## Start

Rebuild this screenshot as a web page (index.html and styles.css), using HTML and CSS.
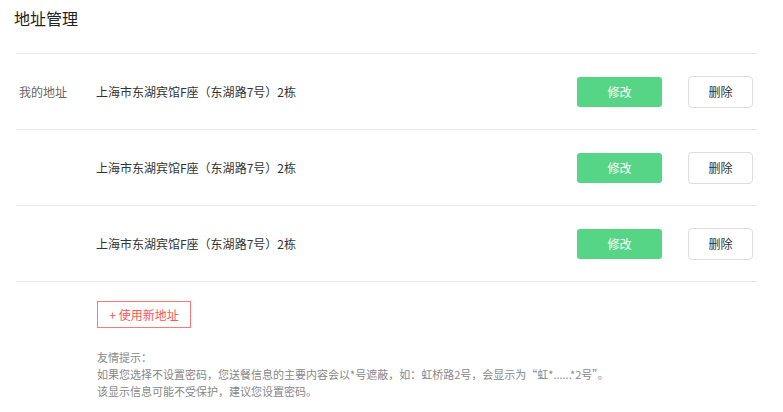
FILE: index.html
```html
<!DOCTYPE html>
<html lang="zh-CN">
<head>
  <meta charset="UTF-8">
  <title>地址管理</title>
  <link rel="stylesheet" href="styles.css">
</head>
<body>
  <div class="page">
    <h2 class="title">地址管理</h2>

    <div class="address-list">
      <div class="row">
        <div class="label">我的地址</div>
        <div class="addr">上海市东湖宾馆F座（东湖路7号）2栋</div>
        <button class="btn-edit">修改</button>
        <button class="btn-del">删除</button>
      </div>
      <div class="row">
        <div class="label"></div>
        <div class="addr">上海市东湖宾馆F座（东湖路7号）2栋</div>
        <button class="btn-edit">修改</button>
        <button class="btn-del">删除</button>
      </div>
      <div class="row">
        <div class="label"></div>
        <div class="addr">上海市东湖宾馆F座（东湖路7号）2栋</div>
        <button class="btn-edit">修改</button>
        <button class="btn-del">删除</button>
      </div>
    </div>

    <div class="extra">
      <button class="btn-new">+ 使用新地址</button>
      <div class="tips">
        友情提示：<br>
        如果您选择不设置密码，您送餐信息的主要内容会以*号遮蔽，如：虹桥路2号，会显示为“虹*......*2号”。<br>
        该显示信息可能不受保护，建议您设置密码。
      </div>
    </div>
  </div>
</body>
</html>
```

FILE: styles.css
```css
body {
  margin: 0;
  background: #fff;
  font-family: "Microsoft YaHei", "Noto Sans CJK SC", "Liberation Sans", sans-serif;
  color: #333;
}

.page {
  padding: 7px 0 0 0;
}

.title {
  margin: 0 0 0 14px;
  font-size: 16px;
  font-weight: normal;
  line-height: 22px;
  color: #222;
  height: 46px;
}

.address-list {
  width: 741px;
  margin-left: 16px;
  border-top: 1px solid #e6e6e6;
}

.row {
  display: flex;
  align-items: center;
  height: 75px;
  border-bottom: 1px solid #e6e6e6;
}

.label {
  box-sizing: border-box;
  width: 80px;
  padding-left: 3px;
  font-size: 12px;
  color: #666;
}

.addr {
  flex: 1;
  font-size: 12px;
  color: #333;
}

.btn-edit {
  width: 85px;
  height: 30px;
  border: none;
  border-radius: 3px;
  background: #55d585;
  color: #fff;
  font-family: inherit;
  font-size: 12px;
  cursor: pointer;
}

.btn-del {
  width: 65px;
  height: 32px;
  margin-left: 26px;
  margin-right: 4px;
  border: 1px solid #dcdcdc;
  border-radius: 4px;
  background: #fff;
  color: #333;
  font-family: inherit;
  font-size: 12px;
  cursor: pointer;
}

.extra {
  padding: 19px 0 0 97px;
}

.btn-new {
  width: 94px;
  height: 27px;
  border: 1px solid #f77;
  border-radius: 0;
  background: #fff;
  color: #f55;
  font-family: inherit;
  font-size: 12px;
  cursor: pointer;
}

.tips {
  margin-top: 21px;
  font-size: 11px;
  line-height: 17px;
  color: #888;
}
```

## End

Exercise: Lines that include the word "index" are to be extracted from the data above.

Output below:
Rebuild this screenshot as a web page (index.html and styles.css), using HTML and CSS.
FILE: index.html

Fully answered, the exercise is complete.